What is Shared Memory?
Shared memory refers to a memory region that is accessible by multiple processing units (CPUs, GPUs, DSPs) in a multi-core system. Unlike private memory that is core-specific, shared memory allows different processors to access the same data without explicit data transfers.

Key Characteristics

  1. Unified Address Space: All cores see the same memory addresses for shared regions
  2. Concurrent Access: Multiple cores can read/write simultaneously (with synchronization)
  3. Coherency Management: Hardware/software maintains data consistency across cores
  4. Low-Latency Communication: Faster than message passing for frequent data exchange

Implementation in Modern SoCs
1. Hardware Architectures
A. Uniform Memory Access (UMA)

All cores share equal access latency to memory

Example: Smartphone application processors (e.g., ARM big.LITTLE)

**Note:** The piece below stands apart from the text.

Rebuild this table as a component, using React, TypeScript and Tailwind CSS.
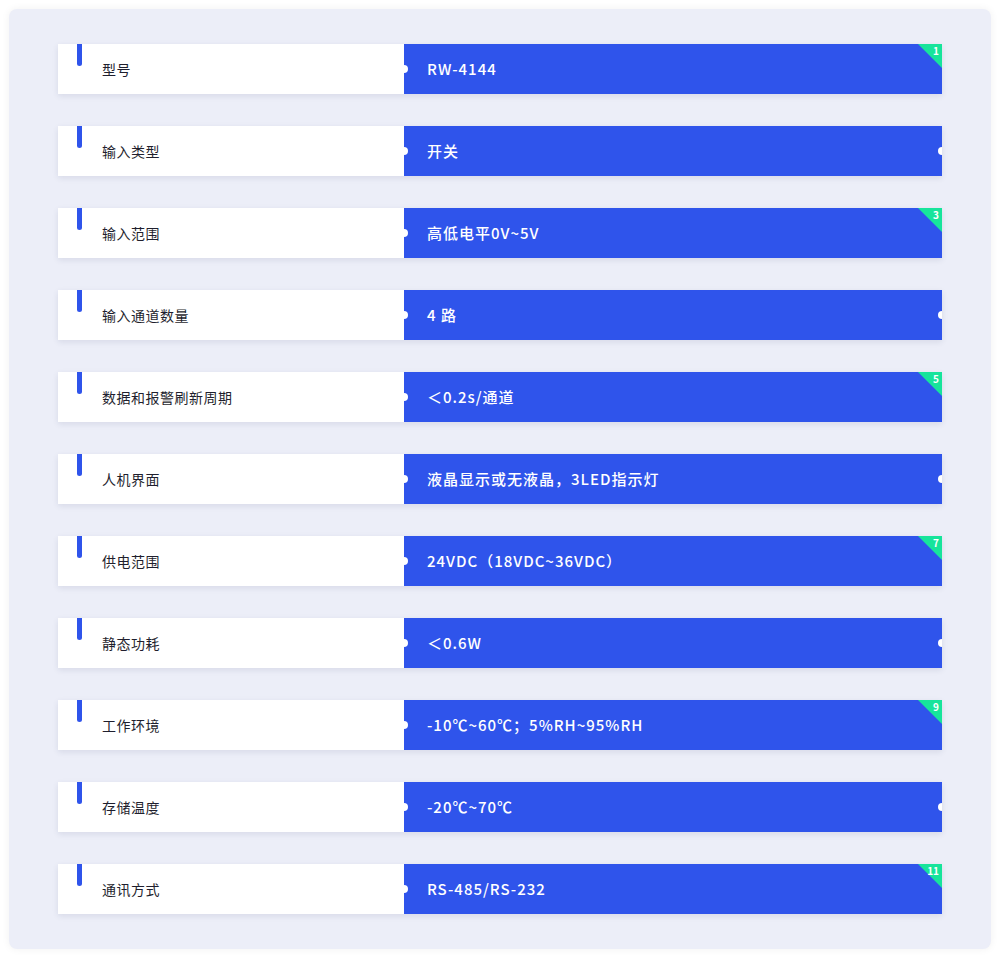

B. Non-Uniform Memory Access (NUMA)

Memory access time depends on physical location

Example: Server CPUs (AMD EPYC, Intel Xeon)

C. Hybrid Architectures

Combination of shared and distributed memory

Example: Heterogeneous SoCs (CPU+GPU+DSP)

2. Memory Hierarchy

┌───────────────────────┐
│  Core 1    Core 2     │    Cores
└───┬───────┬─────┬─────┘
    │L1 Cache│     │L1 Cache
    └───┬────┘     └───┬────┘
        │L2 Cache      │L2 Cache
        └───────┬──────┘
                │Shared L3 Cache
                └───────┬──────┘
                        │DRAM Controller
                        └───────┬──────┘
                                │Main Memory

Utilization Techniques
1. Cache Coherency Protocols

  • MESI/MOESI: Maintain consistency across core caches
  • Hardware-Managed: Transparent to software (ARM CCI, AMD Infinity Fabric)
  • Directory-Based: Tracks which cores have cache lines

2. Synchronization Mechanisms
A. Atomic Operations

c

// ARMv8 atomic increment
LDREX R0, [R1]     // Load with exclusive monitor
ADD R0, R0, #1     // Increment
STREX R2, R0, [R1]  // Store conditionally

B. Hardware Spinlocks

  • Dedicated synchronization IP blocks
  • Lower power than software spinlocks

C. Memory Barriers

c

// ARM Data Memory Barrier
DMB ISH  // Ensure all cores see writes in order

3. Shared Memory Programming Models
A. OpenMP

c

#pragma omp parallel shared(matrix)
{
    // Multiple threads access matrix
}

B. POSIX Shared Memory

c

int fd = shm_open("/shared_region", O_CREAT|O_RDWR, 0666);
ftruncate(fd, SIZE);
void* ptr = mmap(NULL, SIZE, PROT_READ|PROT_WRITE, MAP_SHARED, fd, 0);

C. Linux Kernel Shared Memory

c

// Reserve shared memory region
void *shmem = memremap(resource, size, MEMREMAP_WB);

Performance Optimization Techniques

  1. False Sharing Mitigation

Align data to cache line boundaries (typically 64B)

c

struct __attribute__((aligned(64))) {
    int core1_data;
    int core2_data;
};
  1. NUMA-Aware Allocation
c

// Linux NUMA policy
set_mempolicy(MPOL_BIND, nodemask, sizeof(nodemask));
  1. Write-Combining Buffers
  • Batch writes to shared memory
  • ARM STLR/STNP instructions
  1. Hardware Accelerator Access
  • Shared virtual memory (SVM) for CPU-GPU sharing
  • IOMMU address translation

Real-World SoC Examples

  1. ARM DynamIQ
  • Shared L3 cache with configurable slices
  • DSU (DynamIQ Shared Unit) manages coherency
  1. Intel Client SoCs
  • Last Level Cache (LLC) partitioning
  • Mesh interconnect with home agents
  1. AMD Ryzen
  • Infinity Fabric coherent interconnect
  • Multi-chip module shared memory

Debugging Challenges

  1. Race Conditions
  • Use hardware watchpoints (ARM ETM, Intel PT)
  • Memory tagging (ARM MTE)
  1. Coherency Issues
  • Cache snoop filters
  • Performance monitor unit (PMU) events
  1. Deadlocks
  • Hardware lock elision (Intel TSX)
  • Spinlock profiling

Emerging Trends

  1. Chiplet Architectures
  • Shared memory across dies (UCIe standard)
  • Advanced packaging (2.5D/3D)
  1. Compute Express Link (CXL)
  • Memory pooling between SoCs
  • Type 3 devices for shared memory expansion
  1. Persistent Shared Memory
  • NVDIMM integration
  • Asynchronous DRAM refresh (ADR)

Shared memory remains the most efficient communication mechanism for tightly-coupled processors in modern SoCs, though it requires careful design to avoid contention and maintain consistency in increasingly complex multi-core systems.